Mendes—pianist, composer, bandleader, vocalist, producer—rides herd over his large international cast recorded in California, Salvador and Rio. He’s a master melodist. Genre-wise, be it hip-hop, funk, soul, pop, balladry or folk, he’s always stamped it with a singular devotion to his legendary Brazilian predecessors. So just as his 1984 Confetti became the Olympic Games anthem that year, and his Pele served as the soundtrack to the biopic of a legendary soccer player, Magic contains the closing “One Nation,” used at the World Cup this year.

And that’s just the tip of a particularly deep iceberg. You would be doing yourself a favor by putting a little Magic in your life. Mendes is forever.


Cold Revival (Big Kid), by upstate New York singer/songwriter Matt Turk, is a folksy delight of acoustic beauty. Its concerns deal with peace, loss, love and idealism in a world saturated with pessimism. Dude’s got a gorgeous baritone and plays guitar, mandolin and dobro. He’s got some pretty talented friends too: the kind of guys who collectively have played in the touring and/or recording bands of Sting, Aerosmith, Sheryl Crow and Good Charlotte.

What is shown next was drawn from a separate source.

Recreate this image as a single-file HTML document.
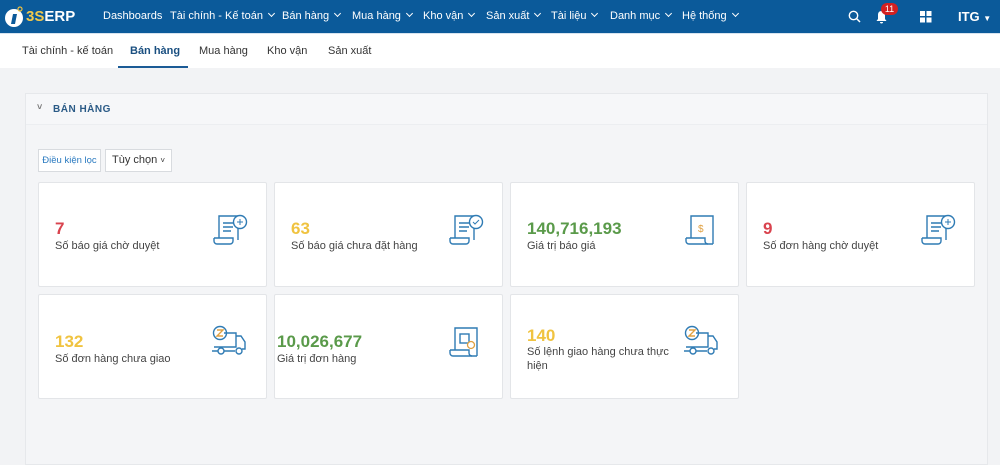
<!DOCTYPE html>
<html><head><meta charset="utf-8"><style>
*{box-sizing:border-box;margin:0;padding:0}
body{width:1000px;height:465px;overflow:hidden;background:#f2f3f5;font-family:"Liberation Sans",Arial,sans-serif;position:relative}
.nav{position:absolute;left:0;top:0;width:1000px;height:33px;background:#0b5a9a;color:#fff;font-size:11px}
.nav span{position:absolute;top:10px;white-space:nowrap}
.cv{display:inline-block;width:5px;height:5px;border-right:1.2px solid #fff;border-bottom:1.2px solid #fff;transform:rotate(45deg);margin-left:6px;position:relative;top:-3px}
.tabs{position:absolute;left:0;top:33px;width:1000px;height:35px;background:#fff;border-top:1px solid #d6e3ef;font-size:11px;color:#333}
.tabs span{position:absolute;top:11px}
.panel{position:absolute;left:25px;top:93px;width:963px;height:372px;background:#f4f5f7;border:1px solid #e6e8eb}
.ph{height:31px;background:#f6f7f9;border-bottom:1px solid #eceef1;font-size:10px;font-weight:bold;color:#2a5a86;letter-spacing:.5px;padding:10px 0 0 27px;position:relative}
.card{position:absolute;width:229px;height:105px;background:#fff;border:1px solid #e3e5e8;border-radius:2px}
.num{position:absolute;left:16px;font-size:17px;font-weight:bold}
.lbl{position:absolute;left:16px;font-size:11px;color:#444;line-height:14px}
.ic{position:absolute;right:18px;top:30px}
.btn{position:absolute;top:149px;height:23px;background:#fff;border:1px solid #d8dbdf;font-size:10px;padding-top:5px}
</style></head><body>
<div class="nav">
<svg style="position:absolute;left:4px;top:6px" width="22" height="22" viewBox="0 0 22 22"><circle cx="10" cy="12" r="9" fill="#fff"/><path d="M9 8 L13 8 L11 18 L7 18Z" fill="#0b5a9a"/><circle cx="16" cy="3" r="2" fill="none" stroke="#f0c040" stroke-width="1.2"/></svg>
<span style="left:26px;top:8px;font-size:15px;font-weight:bold"><b style="color:#f2c94c">3S</b>ERP</span>
<span style="left:103px">Dashboards</span>
<span style="left:170px">Tài chính - Kế toán<i class="cv"></i></span>
<span style="left:282px">Bán hàng<i class="cv"></i></span>
<span style="left:352px">Mua hàng<i class="cv"></i></span>
<span style="left:423px">Kho vận<i class="cv"></i></span>
<span style="left:486px">Sản xuất<i class="cv"></i></span>
<span style="left:551px">Tài liệu<i class="cv"></i></span>
<span style="left:610px">Danh mục<i class="cv"></i></span>
<span style="left:682px">Hệ thống<i class="cv"></i></span>
<svg style="position:absolute;left:848px;top:10px" width="13" height="13" viewBox="0 0 13 13"><circle cx="5.5" cy="5.5" r="4.2" fill="none" stroke="#fff" stroke-width="1.4"/><path d="M8.5 8.5L12 12" stroke="#fff" stroke-width="1.5"/></svg>
<svg style="position:absolute;left:875px;top:10px" width="13" height="14" viewBox="0 0 13 14"><path d="M6.5 1C3.8 1 3 3 3 5v4L1.5 11h10L10 9V5C10 3 9.2 1 6.5 1Z M5 12h3a1.5 1.5 0 0 1-3 0Z" fill="#fff"/></svg>
<div style="position:absolute;left:881px;top:3px;width:17px;height:12px;border-radius:6px;background:#d42020;font-size:9px;text-align:center;line-height:12px">11</div>
<svg style="position:absolute;left:920px;top:11px" width="12" height="12"><rect x="0" y="0" width="5" height="5" fill="#fff"/><rect x="6.5" y="0" width="5" height="5" fill="#fff"/><rect x="0" y="6.5" width="5" height="5" fill="#fff"/><rect x="6.5" y="6.5" width="5" height="5" fill="#fff"/></svg>
<span style="left:958px;top:9px;font-size:13px;font-weight:bold">ITG <small style="font-size:8px">▼</small></span>
</div>
<div class="tabs">
<span style="left:22px">Tài chính - kế toán</span>
<span style="left:130px;color:#1a4f80;font-weight:bold">Bán hàng</span>
<div style="position:absolute;left:118px;top:32px;width:70px;height:2px;background:#1b5b96"></div>
<span style="left:199px">Mua hàng</span>
<span style="left:267px">Kho vận</span>
<span style="left:328px">Sản xuất</span>
</div>
<div class="panel"><div class="ph"><span style="position:absolute;left:11px;top:8px;font-size:9px;color:#777">˅</span>BÁN HÀNG</div></div>
<div class="btn" style="left:38px;width:63px;color:#2a7ac0;text-align:center;font-size:9.5px">Điều kiện lọc</div>
<div class="btn" style="left:105px;width:67px;color:#333;font-size:11px;text-align:center;padding-top:4px">Tùy chọn <small style="font-size:8px">˅</small></div>

<svg width="0" height="0" style="position:absolute"><defs>
<g id="doc" fill="none" stroke="#2f7bb4" stroke-width="1.4"><path d="M7 25V3h19v24M2 25h19v3a3 3 0 0 1-3 3H5a3 3 0 0 1-3-3v-3" /><path d="M11 10h10M11 14h10M11 18h8" /></g>
<g id="truck" fill="none" stroke="#2f7bb4" stroke-width="1.4"><path d="M4 22h22v-14h-12M26 11h5l4 6v7h-3M2 26h6M14 26h11"/><circle cx="11" cy="26" r="3"/><circle cx="29" cy="26" r="3"/><circle cx="10" cy="8" r="6.5"/><path d="M7 5h6l-6 6h6" stroke="#e0a040"/></g>
</defs></svg>

<div class="card" style="left:38px;top:182px"><div class="num" style="top:36px;color:#d9434e">7</div><div class="lbl" style="top:56px">Số báo giá chờ duyệt</div>
<svg class="ic" width="36" height="34"><use href="#doc"/><circle cx="28" cy="9" r="6.5" fill="#fff" stroke="#2f7bb4" stroke-width="1.4"/><path d="M25 9h6M28 6v6" stroke="#2f7bb4"/></svg></div>
<div class="card" style="left:274px;top:182px"><div class="num" style="top:36px;color:#f0c340">63</div><div class="lbl" style="top:56px">Số báo giá chưa đặt hàng</div>
<svg class="ic" width="36" height="34"><use href="#doc"/><circle cx="28" cy="9" r="6.5" fill="#fff" stroke="#2f7bb4" stroke-width="1.4"/><path d="M25 9l2 2 4-4" stroke="#2f7bb4" fill="none"/></svg></div>
<div class="card" style="left:510px;top:182px"><div class="num" style="top:36px;color:#5a9a4a">140,716,193</div><div class="lbl" style="top:56px">Giá trị báo giá</div>
<svg class="ic" width="36" height="34"><g fill="none" stroke="#2f7bb4" stroke-width="1.4"><path d="M7 25V3h22v28M2 25h19v3a3 3 0 0 0 3 3h5"/><path d="M2 25v3a3 3 0 0 0 3 3h19"/></g><text x="14" y="19" font-size="10" fill="#e0a040" font-family="Liberation Sans">$</text></svg></div>
<div class="card" style="left:746px;top:182px"><div class="num" style="top:36px;color:#d9434e">9</div><div class="lbl" style="top:56px">Số đơn hàng chờ duyệt</div>
<svg class="ic" width="36" height="34"><use href="#doc"/><circle cx="28" cy="9" r="6.5" fill="#fff" stroke="#2f7bb4" stroke-width="1.4"/><path d="M25 9h6M28 6v6" stroke="#2f7bb4"/></svg></div>

<div class="card" style="left:38px;top:294px"><div class="num" style="top:37px;color:#f0c340">132</div><div class="lbl" style="top:57px">Số đơn hàng chưa giao</div>
<svg class="ic" width="38" height="32"><use href="#truck"/></svg></div>
<div class="card" style="left:274px;top:294px"><div class="num" style="left:2px;top:37px;color:#5a9a4a">10,026,677</div><div class="lbl" style="left:2px;top:57px">Giá trị đơn hàng</div>
<svg class="ic" width="36" height="34"><g fill="none" stroke="#2f7bb4" stroke-width="1.4"><path d="M7 25V3h22v28M2 25h19v3a3 3 0 0 0 3 3h5"/><path d="M2 25v3a3 3 0 0 0 3 3h19"/><rect x="12" y="9" width="9" height="9"/></g><circle cx="23" cy="20" r="3.5" fill="#fff" stroke="#e0a040" stroke-width="1.3"/></svg></div>
<div class="card" style="left:510px;top:294px"><div class="num" style="top:31px;color:#f0c340">140</div><div class="lbl" style="top:50px">Số lệnh giao hàng chưa thực<br>hiện</div>
<svg class="ic" width="38" height="32"><use href="#truck"/></svg></div>
</body></html>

Produced by Hollywood movie director David Dobkin (Wedding Crashers), it’s an instantly likeable song cycle with some brilliant moments. “Cracked Egg” is an angry Celtic rocker. “Midnight On The Water” is a mere 1:26 of sprightly mandolin pickin’ taught to him by his teacher, Barry Mitterhoff, a jazz-grass pioneer long before he joined Hot Tuna. “Battle Song” is a blunt stab in the neck to an ex-lover (“I used to dream about you, now I just want to kill you.”) The title track, besides its unique cello/dobro solo, is a font of wisdom in these confusing times (“caught between the crossfire of extremists, there’s no middle anymore”). Ain’t that the truth!

Turk used to share stages with folk icon/American hero Pete Seeger [1919-2014] and learned his lessons well. He also learned from producer Phil Ramone [1934-2013] who took him under his wing when both were in the studio with Phoebe Snow [1950-2011].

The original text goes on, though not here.